Quant à la faisabilité d'atteindre les objectifs à l'horizon 2035, la porte-parole d'Ecolo énumère les mesures déjà prises. "À Bruxelles, des primes ont permis d’inciter les usagers (ménages ou entreprises) à opter pour des camionnettes électriques ou des vélos cargos. Sous l’impulsion du ministre Alain Maron, 2000 bornes de recharge ont été installées pour les voitures électriques. À terme, il y aura une borne à maximum 150 mètres de chaque habitation. Sans oublier les 250 stations Cambio réparties sur la région bruxelloise. En Wallonie, on vise 6000 points de recharge électrique d’ici 2026 et Philippe Henry a soutenu les communes pour installer des parkings de covoiturage ou pour réaliser des "mobipôles" où se regroupe une offre attractive pour choisir son moyen de transport le plus adéquat : une gare de bus, de trains, des stationnements avec bornes de recharges électriques, pour voiture et pour vélo, des relais pour le covoiturage, des espaces pour les voitures partagées, voire une offre locale de taxi. Enfin, le gouvernement fédéral, via un budget mobilité, propose d’échanger l’avantage "voiture-salaire" proposé par l’employeur contre le financement d’une partie du loyer pour le logement de l’employé, l’achat d’un vélo, la location d’un garage vélo ou même bénéficier d’une prime piéton. Ici, encore, le but est de soutenir un changement de mobilité ou d’encourager à vivre près de son lieu de travail."

PS

"Pour la question de la sortie des moteurs thermiques, nous défendons le maintien du calendrier à condition de mettre en place les outils nécessaires permettant l’accès équitable à tous les ménages aux voitures électriques et aux transports alternatifs", indique Frédéric Masquelin, le porte-parole du PS. "Se pose aussi la question des bornes de recharge qui sont distribuées d’une manière inégale. Il faut réfléchir la mobilité d’une manière intégrée avec l’aménagement du territoire et d’une manière concertée avec les acteurs du secteur énergétique (réseau de distribution)."

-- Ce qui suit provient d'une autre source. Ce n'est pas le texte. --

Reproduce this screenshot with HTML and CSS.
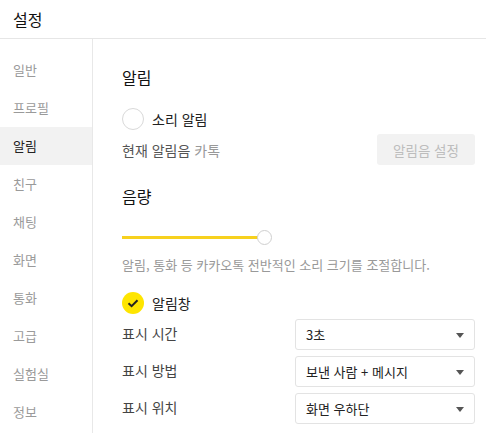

Frédéric Masquelin dresse également un état des lieux: "Premièrement, au niveau fédéral, une analyse sera effectuée pour vérifier si la sortie des véhicules thermiques est socialement soutenable et définir les mesures d’accompagnement nécessaires pour garantir cette soutenabilité sociale. En région bruxelloise, le Gouvernement a validé l’objectif d’atteindre 22.000 points de recharge accessibles au public à l’horizon 2035 (=11.000 bornes), en plus des points de recharge privés installés par les particuliers et les entreprises ; sachant qu’on est à +/-2000 bornes aujourd’hui. Les besoins en bornes publiques sont importants: on estime que 69 % des ménages (175.749) possédant une ou plusieurs voitures ne disposent pas d’un garage individuel, et pourraient donc avoir besoin d'une infrastructure de recharge accessible au public (en voirie ou hors voirie). En région wallonne, on compte en 2022, 11.000 (0,6%) Battery Electric Vehicule (BEV) et 19.000 (1%) Plug in Hybrid Electric Vehicule (PHEV). On estime le nombre de bornes électriques à 3.300 dont 50 rapides sur le réseau structurant. On aurait aujourd’hui 6 fois trop de bornes par rapport au nombre de voitures. Dans un futur proche, l’ULB estime qu’on irait vers les 10% de voitures électriques en 2030 et le PACE (Plan Air Climat Energie) vise un objectif de 25% de ce type de véhicule. On vise 500.000 voitures électriques en 2030 soit 23,000 bornes. Si, en général, le réseau actuel peut faire face à la demande actuelle, il reste la question de son évolution à terme, et du financement de celui-ci."

LES ENGAGÉS

"Sous la pression de ces multiples propositions de décrets déposées et présentées par Les Engagés Wallonie, un premier plan de déploiement des bornes de rechargement a été lancé en juillet 2021", souligne Audrey Jacquiez, la porte-parole du parti. "Longtemps annoncé à 12.000 points de recharge, le Ministre Philippe Henry (ministre régional du Climat, Ecolo) a finalement revu sa copie en la diminuant à 6.000 points de recharge."

"En parallèle, le Gouvernement a adopté dans son Plan de relance une mesure portant sur l’aide au déploiement de bornes à destination des acteurs privés d’une part et une mesure de déploiement de superchargeurs sur autoroute d’autre part. Plus d’un an et demi après, la politique de déploiement de bornes en est pourtant toujours au point mort. Concernant les bornes sur le domaine public, l’objectif a finalement été revu à 5.400 points de recharge. Par ailleurs, la Wallonie devrait faire déployer environ 11.000 points de recharge en 2026, soit plus du double du dernier objectif fixé par Philippe Henry. Quant à l’aide au déploiement de bornes privées, le Ministre Philippe Henry n’a encore simplement pris aucune décision", conclut Audrey Jacquiez.